# MEDIO FÍSICO > Embalses > Segura >  El Ministerio se plantea suspender la mayor obra en la cuenca del Segura

## FEDE

Hola a todos:

Aquí os dejo noticia sacada de laverdad.es
http://www.laverdad.es/murcia/v/2010...-20100623.html

Un saludo a todos  :Smile: 

*El Ministerio se plantea suspender la mayor obra en la cuenca del Segura* 
La elevada inversión para canalizar el agua del Tajo para la población ya no se considera necesaria 

23.06.10 - 02:41 - M. BUITRAGO | MURCIA. 
La mayor inversión en la cuenca del Segura, como es la construcción de 145 kilómetros de tuberías para canalizar el agua del Tajo destinada a los abastecimiento, está a un paso de ser suspendida, según ha podido saber este diario de diversas fuentes. El plan, valorado en 237 millones de euros, tuvo en febrero un impacto medioambiental favorable por parte del Ministerio y los proyectos de construcción -se dividió en 8 obras- se están redactando. Desde que se anunció, ha tenido enfrente a los municipios de la vega alta y de organizaciones de regantes, ecologistas y vecinales por entender que se causaba un daño ambiental al río, puesto que iba a desaparecer más de un tercio de su caudal actual al entubarse los caudales transferidos desde la cabecera del Tajo. 
Subir más el recibo del agua 
La necesidad de este proyecto, que incluye un minitrasvase al Altiplano (Jumilla y Yecla), ya no se considera urgente. Por un lado, su elevado coste lo hace desaconsejable, toda vez que la mitad del dinero debe ponerlo la Mancomunidad de Canales del Taibilla, que después lo repercutiría en el precio del agua que factura a los 81 municipios a los que abastece. El recibo doméstico podría subir hasta 15 céntimos por metro cúbico, pasando de 58 a 73 céntimos. Esta obra no la regalaba el Ministerio, sino que iba a escote. La otra mitad procedería de fondos europeos. 
En segundo lugar, el objetivo de mejorar la calidad del agua que consume la población -que se carga de sales al pasar por un tramo a cielo abierto en el río Mundo- se puede alcanzar con otro sistema: optimizando los caudales en las plantas potabilizadoras de la Mancomunidad, cosa que ya se está haciendo. 
La tercera razón, según han explicado a este diario, es que ahora se necesitan menos caudales del Tajo para la población, debido a la puesta en marcha de las desaladoras. Cuando se ponga en servicio la planta de Torrevieja, el Tajo pasará a ser la segunda fuente de suministro. Además, no está decidido si el ramal al Altiplano debe sufragarlo también la Mancomunidad. Sobre esta base, se duda de la rentabilidad de la obra, toda vez que al derivarse menos agua el coste final sería superior para los usuarios. 
Estos argumentos han llevado a los promotores del proyecto -está en manos del organismo Aguas de la Cuenca del Segura- a cuestionar su urgencia y necesidad, aunque el factor que más pesa en estos momentos es el económico.

----------


## zapata0076

Yo personalmente estoy en contra de este proyecto, me parece de un impacto ambiental tremendo en cuanto al río Segura.

----------


## jasg555

La solución, nos pongamos como nos pongamos pasa por el ahorro y la desalación, no hay otra.

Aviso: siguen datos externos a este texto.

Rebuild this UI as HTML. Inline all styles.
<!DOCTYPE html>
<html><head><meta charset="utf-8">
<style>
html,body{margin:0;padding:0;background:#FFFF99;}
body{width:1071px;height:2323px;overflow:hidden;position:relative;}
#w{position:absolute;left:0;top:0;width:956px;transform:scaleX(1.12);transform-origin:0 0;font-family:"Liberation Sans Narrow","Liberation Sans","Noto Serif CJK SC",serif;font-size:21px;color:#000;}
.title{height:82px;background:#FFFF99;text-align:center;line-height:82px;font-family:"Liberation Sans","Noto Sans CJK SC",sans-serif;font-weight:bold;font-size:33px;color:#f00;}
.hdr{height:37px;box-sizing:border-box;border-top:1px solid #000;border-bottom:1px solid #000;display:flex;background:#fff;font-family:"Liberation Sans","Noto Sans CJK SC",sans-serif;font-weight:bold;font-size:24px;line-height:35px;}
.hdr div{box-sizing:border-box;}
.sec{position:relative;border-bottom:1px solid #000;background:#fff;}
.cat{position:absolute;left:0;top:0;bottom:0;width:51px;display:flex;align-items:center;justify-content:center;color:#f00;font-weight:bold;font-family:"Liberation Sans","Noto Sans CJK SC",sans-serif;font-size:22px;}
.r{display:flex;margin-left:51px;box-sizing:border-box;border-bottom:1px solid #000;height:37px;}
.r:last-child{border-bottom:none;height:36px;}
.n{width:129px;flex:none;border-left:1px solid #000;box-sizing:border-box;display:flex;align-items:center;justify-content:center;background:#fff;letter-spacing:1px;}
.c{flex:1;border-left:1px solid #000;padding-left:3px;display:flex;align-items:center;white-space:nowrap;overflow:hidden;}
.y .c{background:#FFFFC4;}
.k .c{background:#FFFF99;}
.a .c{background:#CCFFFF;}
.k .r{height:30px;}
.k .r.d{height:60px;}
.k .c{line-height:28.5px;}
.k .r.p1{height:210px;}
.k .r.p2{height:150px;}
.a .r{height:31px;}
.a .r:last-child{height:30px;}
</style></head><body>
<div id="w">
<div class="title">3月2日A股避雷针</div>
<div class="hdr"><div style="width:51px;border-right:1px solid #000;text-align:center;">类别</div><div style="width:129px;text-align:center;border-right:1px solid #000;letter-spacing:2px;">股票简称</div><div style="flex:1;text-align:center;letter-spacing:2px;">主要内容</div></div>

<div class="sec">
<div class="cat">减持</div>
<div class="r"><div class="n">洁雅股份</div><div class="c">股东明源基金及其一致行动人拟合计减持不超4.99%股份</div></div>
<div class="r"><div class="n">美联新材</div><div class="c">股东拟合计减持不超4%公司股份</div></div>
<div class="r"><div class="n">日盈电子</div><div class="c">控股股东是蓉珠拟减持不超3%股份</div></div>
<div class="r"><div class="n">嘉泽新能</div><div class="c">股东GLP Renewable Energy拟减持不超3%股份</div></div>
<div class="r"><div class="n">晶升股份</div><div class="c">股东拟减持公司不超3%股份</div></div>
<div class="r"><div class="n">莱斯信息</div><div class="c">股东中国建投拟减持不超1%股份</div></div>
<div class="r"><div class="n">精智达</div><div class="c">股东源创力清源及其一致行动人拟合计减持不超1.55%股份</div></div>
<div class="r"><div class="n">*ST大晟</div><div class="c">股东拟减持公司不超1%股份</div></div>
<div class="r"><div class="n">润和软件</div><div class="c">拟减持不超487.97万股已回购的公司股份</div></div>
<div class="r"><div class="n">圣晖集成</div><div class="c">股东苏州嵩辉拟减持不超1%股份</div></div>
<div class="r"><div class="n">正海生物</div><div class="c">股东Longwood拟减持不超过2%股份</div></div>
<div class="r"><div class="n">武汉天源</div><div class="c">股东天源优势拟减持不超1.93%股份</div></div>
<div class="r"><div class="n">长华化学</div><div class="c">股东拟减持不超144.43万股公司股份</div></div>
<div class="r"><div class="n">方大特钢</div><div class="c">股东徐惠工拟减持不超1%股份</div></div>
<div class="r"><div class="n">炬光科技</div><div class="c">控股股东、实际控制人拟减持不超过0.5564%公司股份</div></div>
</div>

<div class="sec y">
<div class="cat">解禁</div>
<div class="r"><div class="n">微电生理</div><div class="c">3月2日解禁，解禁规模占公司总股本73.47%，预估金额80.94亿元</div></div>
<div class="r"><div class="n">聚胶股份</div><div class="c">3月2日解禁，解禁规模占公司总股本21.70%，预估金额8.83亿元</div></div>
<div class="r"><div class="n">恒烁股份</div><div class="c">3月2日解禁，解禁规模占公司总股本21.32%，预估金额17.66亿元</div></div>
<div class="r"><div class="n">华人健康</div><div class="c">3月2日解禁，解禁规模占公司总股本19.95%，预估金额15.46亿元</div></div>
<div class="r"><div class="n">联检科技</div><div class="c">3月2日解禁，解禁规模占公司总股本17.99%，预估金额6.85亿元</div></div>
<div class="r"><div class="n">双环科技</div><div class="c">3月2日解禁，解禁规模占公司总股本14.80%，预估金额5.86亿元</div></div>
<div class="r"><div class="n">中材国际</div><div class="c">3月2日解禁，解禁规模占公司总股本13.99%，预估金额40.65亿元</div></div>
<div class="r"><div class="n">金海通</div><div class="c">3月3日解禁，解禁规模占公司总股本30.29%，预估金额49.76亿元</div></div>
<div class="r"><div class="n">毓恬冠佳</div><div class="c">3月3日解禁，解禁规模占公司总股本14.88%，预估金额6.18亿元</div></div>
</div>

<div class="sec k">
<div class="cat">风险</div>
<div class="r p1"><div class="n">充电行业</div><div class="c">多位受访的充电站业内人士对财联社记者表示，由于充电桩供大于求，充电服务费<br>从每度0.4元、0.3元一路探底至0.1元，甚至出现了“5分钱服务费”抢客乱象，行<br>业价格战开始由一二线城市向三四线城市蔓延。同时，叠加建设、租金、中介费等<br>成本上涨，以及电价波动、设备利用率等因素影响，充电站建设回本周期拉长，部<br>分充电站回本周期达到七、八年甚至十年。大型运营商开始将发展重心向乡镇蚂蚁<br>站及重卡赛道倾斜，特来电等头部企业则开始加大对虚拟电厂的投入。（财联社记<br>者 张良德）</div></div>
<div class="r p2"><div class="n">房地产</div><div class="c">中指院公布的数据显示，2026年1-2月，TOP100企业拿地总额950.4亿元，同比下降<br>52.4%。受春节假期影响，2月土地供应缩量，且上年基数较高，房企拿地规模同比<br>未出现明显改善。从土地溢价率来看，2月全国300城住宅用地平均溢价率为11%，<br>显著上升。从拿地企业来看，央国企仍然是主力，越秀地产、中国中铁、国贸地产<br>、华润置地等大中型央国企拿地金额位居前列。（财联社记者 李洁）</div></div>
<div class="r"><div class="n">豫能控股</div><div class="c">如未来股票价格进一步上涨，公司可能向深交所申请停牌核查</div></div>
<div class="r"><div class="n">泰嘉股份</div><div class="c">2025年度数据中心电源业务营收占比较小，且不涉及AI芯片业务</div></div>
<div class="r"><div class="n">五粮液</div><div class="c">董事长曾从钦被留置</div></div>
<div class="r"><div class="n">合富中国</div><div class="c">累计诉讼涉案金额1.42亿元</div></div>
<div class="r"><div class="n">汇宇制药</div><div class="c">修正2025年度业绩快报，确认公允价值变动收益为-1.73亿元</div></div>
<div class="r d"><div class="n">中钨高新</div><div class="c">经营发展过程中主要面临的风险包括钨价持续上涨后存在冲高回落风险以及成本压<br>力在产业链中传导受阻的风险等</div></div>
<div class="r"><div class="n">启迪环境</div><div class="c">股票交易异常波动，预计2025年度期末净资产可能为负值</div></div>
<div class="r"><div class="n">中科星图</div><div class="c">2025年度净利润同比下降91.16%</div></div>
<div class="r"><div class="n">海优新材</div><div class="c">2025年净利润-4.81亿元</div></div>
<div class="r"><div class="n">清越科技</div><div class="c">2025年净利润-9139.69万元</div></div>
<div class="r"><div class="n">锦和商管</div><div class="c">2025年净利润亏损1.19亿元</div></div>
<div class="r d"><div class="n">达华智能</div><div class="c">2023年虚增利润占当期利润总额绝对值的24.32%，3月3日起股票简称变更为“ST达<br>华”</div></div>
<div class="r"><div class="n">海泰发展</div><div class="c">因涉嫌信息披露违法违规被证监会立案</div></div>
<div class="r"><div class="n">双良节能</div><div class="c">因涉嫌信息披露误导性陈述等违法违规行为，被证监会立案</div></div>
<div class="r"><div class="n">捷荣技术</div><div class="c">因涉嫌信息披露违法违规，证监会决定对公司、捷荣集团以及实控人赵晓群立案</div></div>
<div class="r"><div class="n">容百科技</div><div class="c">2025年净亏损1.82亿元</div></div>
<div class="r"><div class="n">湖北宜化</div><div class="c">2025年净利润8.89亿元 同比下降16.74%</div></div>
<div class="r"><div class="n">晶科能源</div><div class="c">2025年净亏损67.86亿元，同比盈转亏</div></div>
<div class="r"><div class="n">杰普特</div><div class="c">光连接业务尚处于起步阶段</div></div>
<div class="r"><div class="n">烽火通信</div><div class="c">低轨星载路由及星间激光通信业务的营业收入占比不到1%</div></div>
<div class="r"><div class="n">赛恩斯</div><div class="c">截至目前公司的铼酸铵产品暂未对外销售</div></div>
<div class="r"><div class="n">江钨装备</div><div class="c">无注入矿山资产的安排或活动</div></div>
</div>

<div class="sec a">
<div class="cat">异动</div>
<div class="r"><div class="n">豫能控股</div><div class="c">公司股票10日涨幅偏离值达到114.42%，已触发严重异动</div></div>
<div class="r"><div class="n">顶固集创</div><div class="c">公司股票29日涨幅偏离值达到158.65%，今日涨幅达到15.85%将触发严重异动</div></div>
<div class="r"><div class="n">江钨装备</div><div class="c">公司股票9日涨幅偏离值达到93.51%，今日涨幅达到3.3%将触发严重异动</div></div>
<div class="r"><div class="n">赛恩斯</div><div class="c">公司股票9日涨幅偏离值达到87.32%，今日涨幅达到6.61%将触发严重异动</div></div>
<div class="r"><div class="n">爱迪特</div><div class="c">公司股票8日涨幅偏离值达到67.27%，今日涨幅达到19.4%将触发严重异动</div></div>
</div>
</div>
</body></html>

La gente en general, cuando les dicen, que sí, que la obra se hace, pero que no va a estar subvencionada y que van a pagar el coste real, ya no ven tan urgente la infraestructura.

De todas maneras, ese coste que estimaban pagar es ridículo.

----------


## Salut

^^ La verdad es que la aplicación del principio de recueración de costes está paralizando muchas muchas obras innecesarias/poco rentables.  Debemos felicitarnos por ello.

Respecto a todas estas tuberías que plantearon, la problemática era un tanto más compleja que como se presenta aquí.

Primero de todo, la tubería hacia el Altiplano es casi ineludible, puesto que la puesta en riego de los viñedos ha dejado a dos ciudades tan importantes como Jumilla y Yecla al borde del colapso. 

La gestión de estas tuberías debería realizarse de forma completamente segregada a la gestión de la MCT, puesto que apenas se compartiría infraestructura -y lo lógico y razonable es que cada cual se pague lo suyo-.

En cuanto a las detracciones del Cenajo, una vez puesto en marcha el túnel desde el Talave, me parece correcto. Lo más sano a nivel hidrológico sería que las aguas del Tajo no se mezclaran en ningún momento con las del Segura, y se debe evitar a toda costa la existencia de tramos con exceso de caudal (concepto que a muchos suena extraño, pero cuyo impacto negativo se puede medir y demostrar).

El tramo entre Cenajo y Confluencia tenía un déficit de caudales antes de la construcción del Talave-Cenajo, mientras que el tramo Talave-Confluencia tenía exceso de caudales. Detrayendo "el agua de boca" del Cenajo, y dejando bajar por el Segura una cantidad similar al déficit que tenía nos encontraríamos ante una obra y modelo de gestión con impacto claramente positivo.

----------